Cube Attack

I made one crypto challenge each for CODEGATE CTF 2022 quals and finals. In this article, I’m gonna explain how the cube attack works, and show the way to solve my challenge “Happy S-box” from the quals.

Cube Attack

Consider a multivariate equation over $GF (2)$ , $f (x_{1}, \dots, x_{n})$ . There will be multiple monomials in $f$ , and what we want to do is to pick one monomial $g = x_{i_{1}} x_{i_{2}} \dots x_{i_{k}}$ and divide $f$ by $g$ . Then we will get: $f = q g + r$ . If the degree of $q$ is 1, then we can do an interesting attack here.

First, let’s fix the value of $x_{i}$ which is not in $g$ . Then, we will try all the possible combinations of $(x_{i_{1}}, x_{i_{2}}, \dots, x_{i_{k}})$ to calculate $f$ , and sum up the results: $s = \sum_{x_{i_{1}}, x_{i_{2}}, \dots, x_{i_{k}}} f$ . Here’s an interesting property, the core of the cube attack: $s = q$ .

Let’s think of one monomial $h$ in $r$ . Then we can write $h = h_{g} h^{'}$ : $h_{g}$ consists of variables which are also in $g$ , meanwhile $h^{'}$ consists of variables which are not in $g$ . We know that when we calculate $\sum_{x_{i_{1}}, x_{i_{2}}, \dots, x_{i_{k}}} h$ as above, the value of $h^{'}$ is fixed as $h^{'}$ does not have any variable from $g$ . Also, we know that $h = h_{g} h^{'} = h^{'}$ when the variables in $h_{g}$ is all $1$ . See, how many times that $h_{g}$ will be $1$ while doing $\sum_{x_{i_{1}}, x_{i_{2}}, \dots, x_{i_{k}}}$ ?

If the number of variables in $h_{g}$ is $l$ , then the answer is $2^{k - l}$ times.

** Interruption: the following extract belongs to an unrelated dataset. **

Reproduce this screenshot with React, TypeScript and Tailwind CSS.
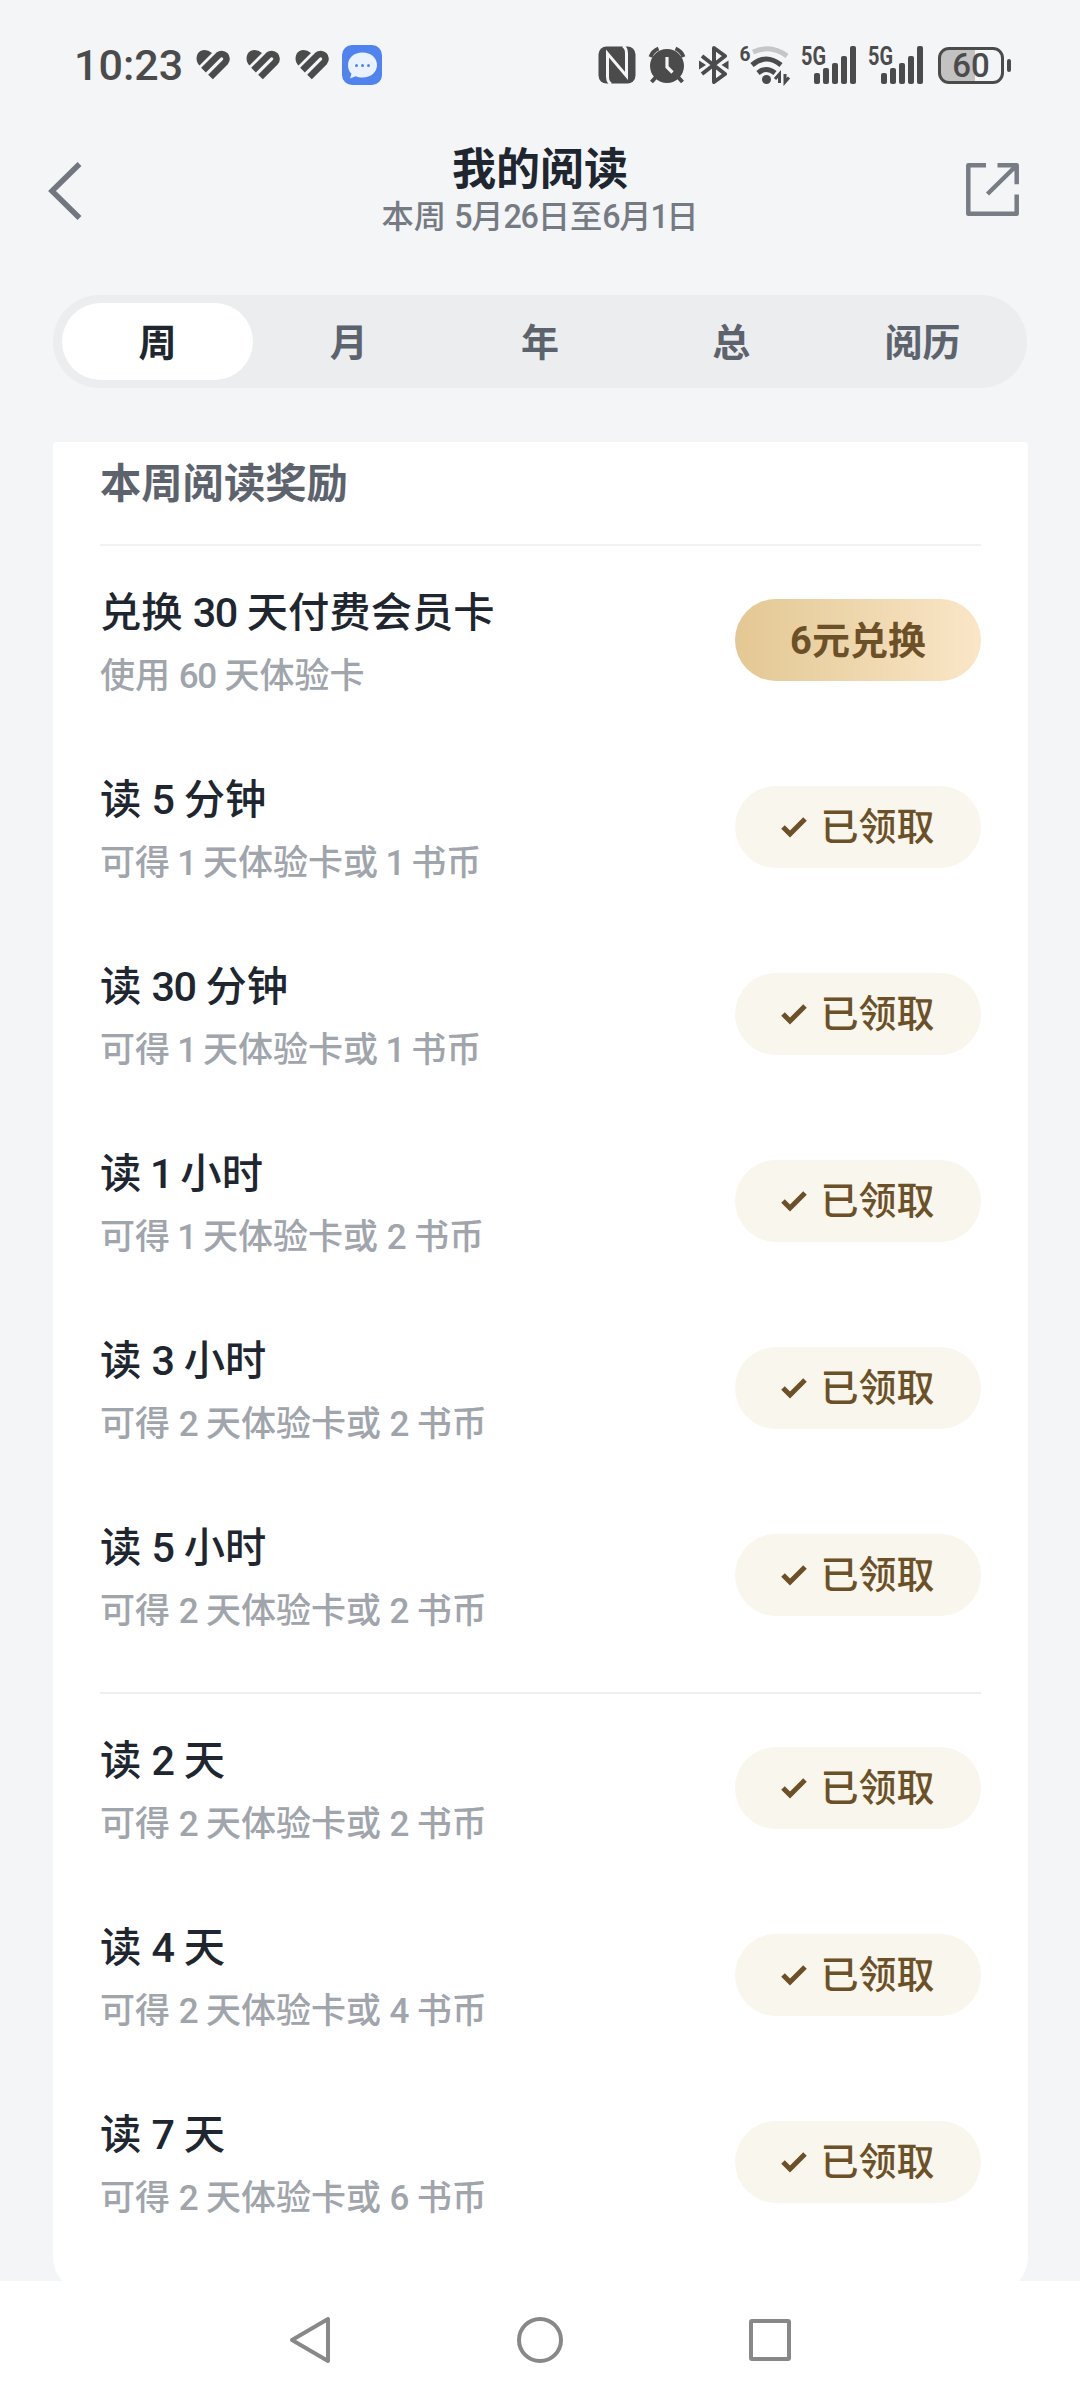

We know $l < k$ , as $h$ is not dividable by $g$ . Therefore, $\sum_{x_{i_{1}}, x_{i_{2}}, \dots, x_{i_{k}}} h = \sum_{2^{k - l} times} h^{'} = 0$ . From this, we know that $\sum_{x_{i_{1}}, x_{i_{2}}, \dots, x_{i_{k}}} r$ is also $0$ . Finally, $\sum_{x_{i_{1}}, x_{i_{2}}, \dots, x_{i_{k}}} f = \sum_{x_{i_{1}}, x_{i_{2}}, \dots, x_{i_{k}}} q g + r = \sum_{x_{i_{1}}, x_{i_{2}}, \dots, x_{i_{k}}} q g = q$ , as $g$ becomes $1$ only once when $x_{i_{1}}, x_{i_{2}}, \dots, x_{i_{k}}$ are all $1$ .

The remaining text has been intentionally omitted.